Von Frank W. Haubold.
Was passiert eigentlich, wenn man jemanden anzeigt, der zur Gewalt gegen AfD-Wähler aufruft – jemanden wie den Sportfunktionär Peter Fischer (Foto oben)? Ein Erfahrungsbericht in eigener Sache.
Man stelle sich vor, ein rechter Demagoge würde in einem Interview alle Grünenwähler als „Bolschewisten“ bezeichnen und die Öffentlichkeit dann auffordern: „Rennt denen die Türen und die Tore ein, gebt denen Ohrfeigen. Kotzt ihnen ins Gesicht!“
Der Mann könnte gar nicht so schnell weglaufen, wie Polizei und Staatsschutz zur Stelle wären. Sein Haus würde durchsucht, sein Umfeld durchleuchtet und binnen kurzem würde er wegen Volksverhetzung und öffentlicher Aufforderung zu Straftaten vor Gericht landen, zu Recht übrigens.
Nun hat besagtes Interview tatsächlich stattgefunden, und zwar bei RTL, und steht sogar trotz zahlreicher Beschwerden immer noch auf YouTube online. Nur war die Person kein rechter „Brandstifter“ und auch kein angetrunkener Penner, der eben noch auf einer Parkbank genächtigt hat (auch wenn das Video fälschlicherweise diesen Eindruck vermitteln könnte), sondern ein zumindest in bestimmten Kreisen hoch angesehener Sportfunktionär und tapferer Kämpfer gegen „rechts“.
Bananenrepublik
Und natürlich war auch nicht die Grünenwählerschaft Ziel der Tirade, sondern – der Leser ahnt es – die Wähler der Schwefelpartei AfD. Der ehemalige Diskobetreiber und Mitinhaber eines Klubs auf Ibiza, dessen Biographie man durchaus als „abenteuerlich“ bezeichnen kann, war immerhin mehr als 20 Jahre Präsident des Fußballklubs Eintracht Frankfurt (was nebenbei auch einiges über diesen Klub und sein Umfeld sagt).

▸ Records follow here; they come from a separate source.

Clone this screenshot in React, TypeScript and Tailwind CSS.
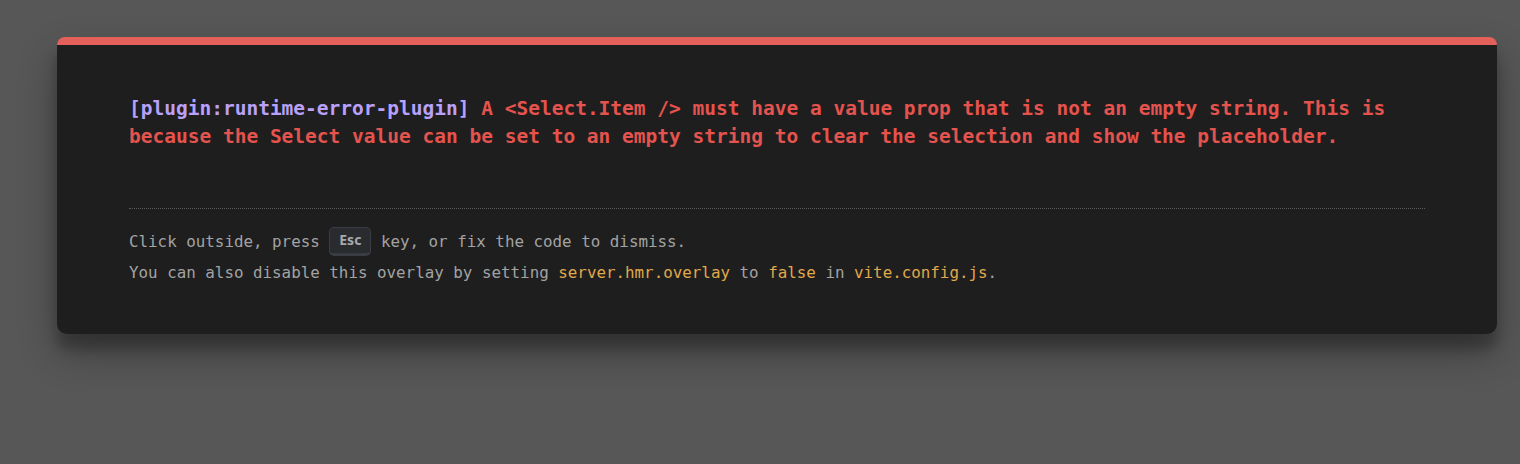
import React from "react";

export default function App() {
  return (
    <div className="w-full h-[464px] bg-[#575757] pt-[37px] pl-[57px] overflow-hidden">
      <div className="w-[1440px] bg-[#1e1e1e] rounded-t-[8px] rounded-b-[10px] border-t-[8px] border-[#e4605a] px-[72px] pt-[50px] pb-[46px] shadow-[0_19px_38px_rgba(0,0,0,0.30),0_15px_12px_rgba(0,0,0,0.22)] font-['DejaVu_Sans_Mono','Liberation_Mono',monospace]">
        <p className="text-[19.5px] leading-[28px] font-bold text-[#e4534d] whitespace-pre-wrap">
          <span className="text-[#b9a1fa]">[plugin:runtime-error-plugin]</span>{" "}
          <span>A &lt;Select.Item /&gt; must have a value prop that is not an empty string. This is because the Select value can be set to an empty string to clear the selection and show the placeholder.</span>
        </p>
        <div className="mt-[57px] border-t border-dotted border-[#5a5a5a] pt-[17px] text-[15.85px] leading-[31px] text-[#a3a3a3]">
          <p>
            Click outside, press{" "}
            <kbd className="inline-flex items-center justify-center align-middle h-[29px] w-[42px] rounded-[5px] bg-[#2a2b2f] border border-b-[3px] border-[#3a3c43] text-[14px] font-bold text-[#a8a9ad] leading-none -mt-[3px] font-['Noto_Sans','Liberation_Sans',sans-serif]">
              Esc
            </kbd>{" "}
            key, or fix the code to dismiss.
          </p>
          <p>
            You can also disable this overlay by setting{" "}
            <code className="text-[#e0a94c] font-[inherit]">server.hmr.overlay</code> to{" "}
            <code className="text-[#e0a94c] font-[inherit]">false</code> in{" "}
            <code className="text-[#e0a94c] font-[inherit]">vite.config.js</code>.
          </p>
        </div>
      </div>
    </div>
  );
}
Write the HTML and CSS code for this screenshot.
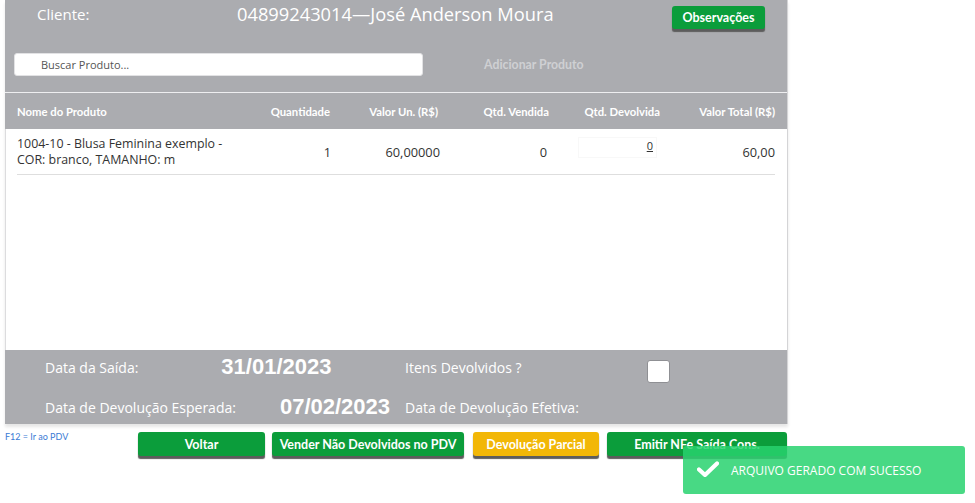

Zum Liebling des Establishments wurde er allerdings nicht wegen seiner Eskapaden, sondern weil er keine Gelegenheit auslässt, reale und vermeintliche Rechte unter besonderer Berücksichtigung der AfD als „Rassisten“ oder „Nazis“ zu beschimpfen und sich selbst als Antifaschist und Hüter der Moral aufzuspielen.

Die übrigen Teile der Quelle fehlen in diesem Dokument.